Records with interface code:
= = =

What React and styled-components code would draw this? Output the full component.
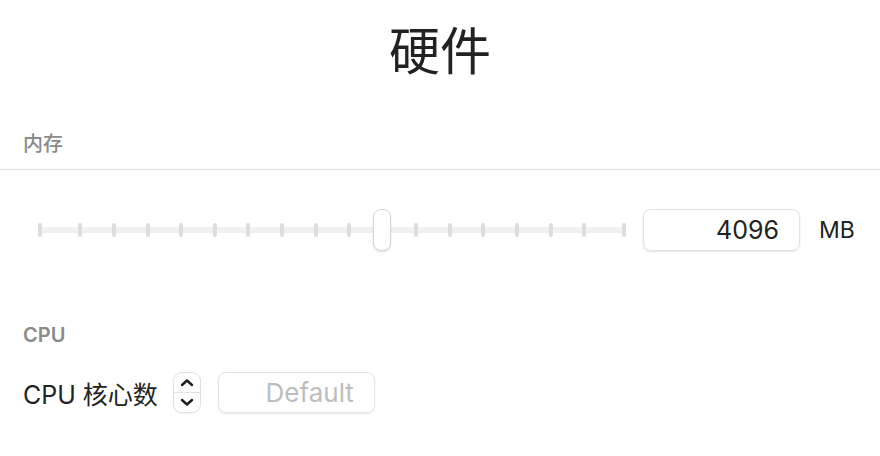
import React from 'react';
import styled, { createGlobalStyle } from 'styled-components';

const GlobalStyle = createGlobalStyle`
    html, body {
        margin:0;
        padding:0;
        background:#ffffff;
    }
    body {
        font-family:"Inter", "Noto Sans CJK SC", sans-serif;
        color:#222222;
    }
`

// tick positions on the memory slider, relative to the track start
const TICKS = [0, 40, 74, 108, 141, 175, 208, 242, 276, 309, 376, 410, 443, 477, 511, 544, 584];

function App() {
    return (
        <Page>
            <GlobalStyle />
            <Title>硬件</Title>

            <SectionHeader>内存</SectionHeader>
            <Divider />
            <SliderRow>
                <Slider>
                    <Track />
                    {TICKS.map((x) => (
                        <Tick key={x} style={{ left: x }} />
                    ))}
                    <Thumb />
                </Slider>
                <ValueBox>4096</ValueBox>
                <Unit>MB</Unit>
            </SliderRow>

            <SectionHeader cpu>CPU</SectionHeader>
            <FieldRow>
                <FieldLabel>CPU 核心数</FieldLabel>
                <Stepper>
                    <StepButton>
                        <svg width="14" height="9" viewBox="0 0 14 9">
                            <path d="M2 7 L7 2.5 L12 7" fill="none" stroke="#1e1e1e" strokeWidth="2.4" strokeLinecap="round" strokeLinejoin="round" />
                        </svg>
                    </StepButton>
                    <StepButton bottom>
                        <svg width="14" height="9" viewBox="0 0 14 9">
                            <path d="M2 2 L7 6.5 L12 2" fill="none" stroke="#1e1e1e" strokeWidth="2.4" strokeLinecap="round" strokeLinejoin="round" />
                        </svg>
                    </StepButton>
                </Stepper>
                <PlaceholderBox>Default</PlaceholderBox>
            </FieldRow>
        </Page>
    )
}

export default App;

const Page = styled.div`
    width:880px;
    height:456px;
    overflow:hidden;
    display:flex;
    flex-direction:column;
`

const Title = styled.h1`
    margin:21px 0 0;
    text-align:center;
    font-size:51px;
    font-weight:400;
    line-height:62px;
    color:#222;
`

const SectionHeader = styled.div`
    margin:${(p) => (p.cpu ? '72px' : '49px')} 0 0 23px;
    font-size:20px;
    line-height:24px;
    font-weight:${(p) => (p.cpu ? 600 : 500)};
    color:#8a8a8a;
`

const Divider = styled.div`
    margin-top:13px;
    height:1px;
    background:#dcdcdc;
`

const SliderRow = styled.div`
    display:flex;
    align-items:center;
    margin-top:39px;
    padding-left:38px;
`

const Slider = styled.div`
    position:relative;
    width:588px;
    height:42px;
`

const Track = styled.div`
    position:absolute;
    left:0;
    right:0;
    top:18px;
    height:6px;
    background:#f0f0f0;
`

const Tick = styled.div`
    position:absolute;
    top:14px;
    width:4px;
    height:14px;
    border-radius:2px;
    background:#dddddd;
`

const Thumb = styled.div`
    position:absolute;
    left:335px;
    top:0;
    width:16px;
    height:40px;
    border-radius:8px;
    background:#fff;
    border:1px solid #d6d6d6;
    box-shadow:0 1px 2px rgba(0,0,0,0.12);
`

const ValueBox = styled.div`
    margin-left:17px;
    width:135px;
    height:40px;
    padding-right:20px;
    border:1px solid #e2e2e2;
    border-radius:8px;
    box-shadow:0 1px 2px rgba(0,0,0,0.12);
    display:flex;
    align-items:center;
    justify-content:flex-end;
    font-size:25px;
    color:#222;
`

const Unit = styled.div`
    margin-left:19px;
    font-size:23px;
    color:#222;
`

const FieldRow = styled.div`
    display:flex;
    align-items:center;
    margin:25px 0 0 23px;
    height:41px;
`

const FieldLabel = styled.div`
    font-size:25px;
    color:#222;
`

const Stepper = styled.div`
    margin-left:16px;
    width:26px;
    height:39px;
    border-radius:8px;
    background:#fff;
    box-shadow:0 0 0 1px #e0e0e0, 0 1px 2px rgba(0,0,0,0.12);
    display:flex;
    flex-direction:column;
    overflow:hidden;
`

const StepButton = styled.div`
    flex:1;
    display:flex;
    align-items:center;
    justify-content:center;
    border-top:${(p) => (p.bottom ? '1px solid #e4e4e4' : 'none')};
`

const PlaceholderBox = styled.div`
    margin-left:18px;
    width:135px;
    height:39px;
    padding-right:20px;
    border:1px solid #e4e4e4;
    border-radius:8px;
    box-shadow:0 1px 2px rgba(0,0,0,0.1);
    display:flex;
    align-items:center;
    justify-content:flex-end;
    font-size:26px;
    color:#bdbdbd;
`
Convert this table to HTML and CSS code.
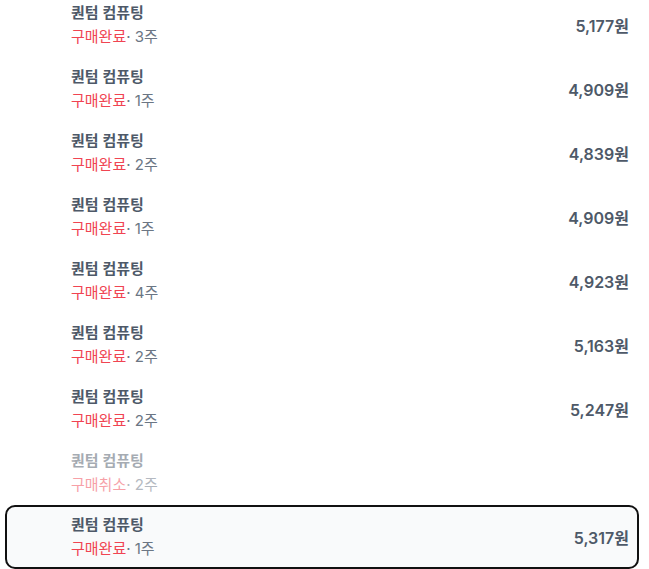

= = =

__The problem__
Quote the records in full and exactly; skip any image.

__Written solution__
What React and styled-components code would draw this? Output the full component.
import React from 'react';
import styled, { createGlobalStyle } from 'styled-components';

const GlobalStyle = createGlobalStyle`
    html, body {
        margin:0;
        padding:0;
        background:#ffffff;
    }
    body {
        font-family:"Inter", "Noto Sans CJK SC", sans-serif;
        color:#222222;
    }
`

// tick positions on the memory slider, relative to the track start
const TICKS = [0, 40, 74, 108, 141, 175, 208, 242, 276, 309, 376, 410, 443, 477, 511, 544, 584];

function App() {
    return (
        <Page>
            <GlobalStyle />
            <Title>硬件</Title>

            <SectionHeader>内存</SectionHeader>
            <Divider />
            <SliderRow>
                <Slider>
                    <Track />
                    {TICKS.map((x) => (
                        <Tick key={x} style={{ left: x }} />
                    ))}
                    <Thumb />
                </Slider>
                <ValueBox>4096</ValueBox>
                <Unit>MB</Unit>
            </SliderRow>

            <SectionHeader cpu>CPU</SectionHeader>
            <FieldRow>
                <FieldLabel>CPU 核心数</FieldLabel>
                <Stepper>
                    <StepButton>
                        <svg width="14" height="9" viewBox="0 0 14 9">
                            <path d="M2 7 L7 2.5 L12 7" fill="none" stroke="#1e1e1e" strokeWidth="2.4" strokeLinecap="round" strokeLinejoin="round" />
                        </svg>
                    </StepButton>
                    <StepButton bottom>
                        <svg width="14" height="9" viewBox="0 0 14 9">
                            <path d="M2 2 L7 6.5 L12 2" fill="none" stroke="#1e1e1e" strokeWidth="2.4" strokeLinecap="round" strokeLinejoin="round" />
                        </svg>
                    </StepButton>
                </Stepper>
                <PlaceholderBox>Default</PlaceholderBox>
            </FieldRow>
        </Page>
    )
}

export default App;

const Page = styled.div`
    width:880px;
    height:456px;
    overflow:hidden;
    display:flex;
    flex-direction:column;
`

const Title = styled.h1`
    margin:21px 0 0;
    text-align:center;
    font-size:51px;
    font-weight:400;
    line-height:62px;
    color:#222;
`

const SectionHeader = styled.div`
    margin:${(p) => (p.cpu ? '72px' : '49px')} 0 0 23px;
    font-size:20px;
    line-height:24px;
    font-weight:${(p) => (p.cpu ? 600 : 500)};
    color:#8a8a8a;
`

const Divider = styled.div`
    margin-top:13px;
    height:1px;
    background:#dcdcdc;
`

const SliderRow = styled.div`
    display:flex;
    align-items:center;
    margin-top:39px;
    padding-left:38px;
`

const Slider = styled.div`
    position:relative;
    width:588px;
    height:42px;
`

const Track = styled.div`
    position:absolute;
    left:0;
    right:0;
    top:18px;
    height:6px;
    background:#f0f0f0;
`

const Tick = styled.div`
    position:absolute;
    top:14px;
    width:4px;
    height:14px;
    border-radius:2px;
    background:#dddddd;
`

const Thumb = styled.div`
    position:absolute;
    left:335px;
    top:0;
    width:16px;
    height:40px;
    border-radius:8px;
    background:#fff;
    border:1px solid #d6d6d6;
    box-shadow:0 1px 2px rgba(0,0,0,0.12);
`

const ValueBox = styled.div`
    margin-left:17px;
    width:135px;
    height:40px;
    padding-right:20px;
    border:1px solid #e2e2e2;
    border-radius:8px;
    box-shadow:0 1px 2px rgba(0,0,0,0.12);
    display:flex;
    align-items:center;
    justify-content:flex-end;
    font-size:25px;
    color:#222;
`

const Unit = styled.div`
    margin-left:19px;
    font-size:23px;
    color:#222;
`

const FieldRow = styled.div`
    display:flex;
    align-items:center;
    margin:25px 0 0 23px;
    height:41px;
`

const FieldLabel = styled.div`
    font-size:25px;
    color:#222;
`

const Stepper = styled.div`
    margin-left:16px;
    width:26px;
    height:39px;
    border-radius:8px;
    background:#fff;
    box-shadow:0 0 0 1px #e0e0e0, 0 1px 2px rgba(0,0,0,0.12);
    display:flex;
    flex-direction:column;
    overflow:hidden;
`

const StepButton = styled.div`
    flex:1;
    display:flex;
    align-items:center;
    justify-content:center;
    border-top:${(p) => (p.bottom ? '1px solid #e4e4e4' : 'none')};
`

const PlaceholderBox = styled.div`
    margin-left:18px;
    width:135px;
    height:39px;
    padding-right:20px;
    border:1px solid #e4e4e4;
    border-radius:8px;
    box-shadow:0 1px 2px rgba(0,0,0,0.1);
    display:flex;
    align-items:center;
    justify-content:flex-end;
    font-size:26px;
    color:#bdbdbd;
`
Convert this table to HTML and CSS code.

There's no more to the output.